-- Start of Given data --
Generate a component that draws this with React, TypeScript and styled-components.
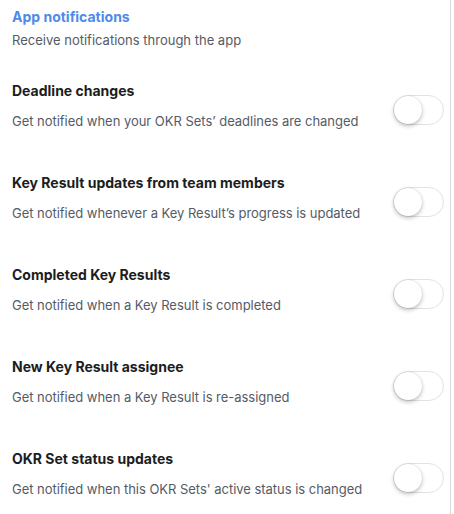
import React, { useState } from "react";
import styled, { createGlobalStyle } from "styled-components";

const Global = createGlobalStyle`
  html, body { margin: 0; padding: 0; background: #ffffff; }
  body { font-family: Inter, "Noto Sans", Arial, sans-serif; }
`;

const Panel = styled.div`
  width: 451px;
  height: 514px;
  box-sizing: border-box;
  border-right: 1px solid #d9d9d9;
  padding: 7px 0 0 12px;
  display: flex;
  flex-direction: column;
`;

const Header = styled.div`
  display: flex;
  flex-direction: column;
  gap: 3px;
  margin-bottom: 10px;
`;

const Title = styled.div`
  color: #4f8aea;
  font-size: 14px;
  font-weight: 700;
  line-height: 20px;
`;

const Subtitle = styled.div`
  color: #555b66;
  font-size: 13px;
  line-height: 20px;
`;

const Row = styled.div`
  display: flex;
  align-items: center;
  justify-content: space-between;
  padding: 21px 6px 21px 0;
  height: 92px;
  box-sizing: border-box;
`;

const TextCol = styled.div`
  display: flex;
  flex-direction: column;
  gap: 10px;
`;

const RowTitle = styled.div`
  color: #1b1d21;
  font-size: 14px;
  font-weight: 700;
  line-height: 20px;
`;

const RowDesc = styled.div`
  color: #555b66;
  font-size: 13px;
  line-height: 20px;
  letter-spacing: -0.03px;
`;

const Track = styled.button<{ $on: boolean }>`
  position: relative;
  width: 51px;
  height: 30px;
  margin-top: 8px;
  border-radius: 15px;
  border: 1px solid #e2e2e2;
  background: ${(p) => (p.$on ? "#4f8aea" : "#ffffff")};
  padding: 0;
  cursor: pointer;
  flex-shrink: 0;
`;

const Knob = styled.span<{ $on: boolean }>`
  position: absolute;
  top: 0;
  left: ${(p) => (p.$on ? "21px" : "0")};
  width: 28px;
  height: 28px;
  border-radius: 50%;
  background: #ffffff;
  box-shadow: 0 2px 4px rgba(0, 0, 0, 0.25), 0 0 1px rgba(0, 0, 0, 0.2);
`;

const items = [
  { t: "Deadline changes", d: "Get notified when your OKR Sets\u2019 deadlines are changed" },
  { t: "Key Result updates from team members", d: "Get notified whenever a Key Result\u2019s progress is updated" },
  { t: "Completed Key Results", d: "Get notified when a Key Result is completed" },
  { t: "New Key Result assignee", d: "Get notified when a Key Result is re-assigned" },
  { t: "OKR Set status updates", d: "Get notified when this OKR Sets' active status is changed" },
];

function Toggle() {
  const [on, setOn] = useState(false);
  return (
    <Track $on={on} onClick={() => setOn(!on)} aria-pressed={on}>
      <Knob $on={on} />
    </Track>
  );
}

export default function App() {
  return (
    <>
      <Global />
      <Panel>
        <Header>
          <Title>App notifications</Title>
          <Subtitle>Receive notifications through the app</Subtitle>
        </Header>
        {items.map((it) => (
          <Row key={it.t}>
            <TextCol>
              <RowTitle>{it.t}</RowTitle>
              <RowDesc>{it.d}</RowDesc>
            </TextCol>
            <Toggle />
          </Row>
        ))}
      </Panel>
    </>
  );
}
-- End of Given data --
Exercise goal: Return the listing above word for word, with the pictures removed.

Correct answer:
Generate a component that draws this with React, TypeScript and styled-components.
import React, { useState } from "react";
import styled, { createGlobalStyle } from "styled-components";

const Global = createGlobalStyle`
  html, body { margin: 0; padding: 0; background: #ffffff; }
  body { font-family: Inter, "Noto Sans", Arial, sans-serif; }
`;

const Panel = styled.div`
  width: 451px;
  height: 514px;
  box-sizing: border-box;
  border-right: 1px solid #d9d9d9;
  padding: 7px 0 0 12px;
  display: flex;
  flex-direction: column;
`;

const Header = styled.div`
  display: flex;
  flex-direction: column;
  gap: 3px;
  margin-bottom: 10px;
`;

const Title = styled.div`
  color: #4f8aea;
  font-size: 14px;
  font-weight: 700;
  line-height: 20px;
`;

const Subtitle = styled.div`
  color: #555b66;
  font-size: 13px;
  line-height: 20px;
`;

const Row = styled.div`
  display: flex;
  align-items: center;
  justify-content: space-between;
  padding: 21px 6px 21px 0;
  height: 92px;
  box-sizing: border-box;
`;

const TextCol = styled.div`
  display: flex;
  flex-direction: column;
  gap: 10px;
`;

const RowTitle = styled.div`
  color: #1b1d21;
  font-size: 14px;
  font-weight: 700;
  line-height: 20px;
`;

const RowDesc = styled.div`
  color: #555b66;
  font-size: 13px;
  line-height: 20px;
  letter-spacing: -0.03px;
`;

const Track = styled.button<{ $on: boolean }>`
  position: relative;
  width: 51px;
  height: 30px;
  margin-top: 8px;
  border-radius: 15px;
  border: 1px solid #e2e2e2;
  background: ${(p) => (p.$on ? "#4f8aea" : "#ffffff")};
  padding: 0;
  cursor: pointer;
  flex-shrink: 0;
`;

const Knob = styled.span<{ $on: boolean }>`
  position: absolute;
  top: 0;
  left: ${(p) => (p.$on ? "21px" : "0")};
  width: 28px;
  height: 28px;
  border-radius: 50%;
  background: #ffffff;
  box-shadow: 0 2px 4px rgba(0, 0, 0, 0.25), 0 0 1px rgba(0, 0, 0, 0.2);
`;

const items = [
  { t: "Deadline changes", d: "Get notified when your OKR Sets\u2019 deadlines are changed" },
  { t: "Key Result updates from team members", d: "Get notified whenever a Key Result\u2019s progress is updated" },
  { t: "Completed Key Results", d: "Get notified when a Key Result is completed" },
  { t: "New Key Result assignee", d: "Get notified when a Key Result is re-assigned" },
  { t: "OKR Set status updates", d: "Get notified when this OKR Sets' active status is changed" },
];

function Toggle() {
  const [on, setOn] = useState(false);
  return (
    <Track $on={on} onClick={() => setOn(!on)} aria-pressed={on}>
      <Knob $on={on} />
    </Track>
  );
}

export default function App() {
  return (
    <>
      <Global />
      <Panel>
        <Header>
          <Title>App notifications</Title>
          <Subtitle>Receive notifications through the app</Subtitle>
        </Header>
        {items.map((it) => (
          <Row key={it.t}>
            <TextCol>
              <RowTitle>{it.t}</RowTitle>
              <RowDesc>{it.d}</RowDesc>
            </TextCol>
            <Toggle />
          </Row>
        ))}
      </Panel>
    </>
  );
}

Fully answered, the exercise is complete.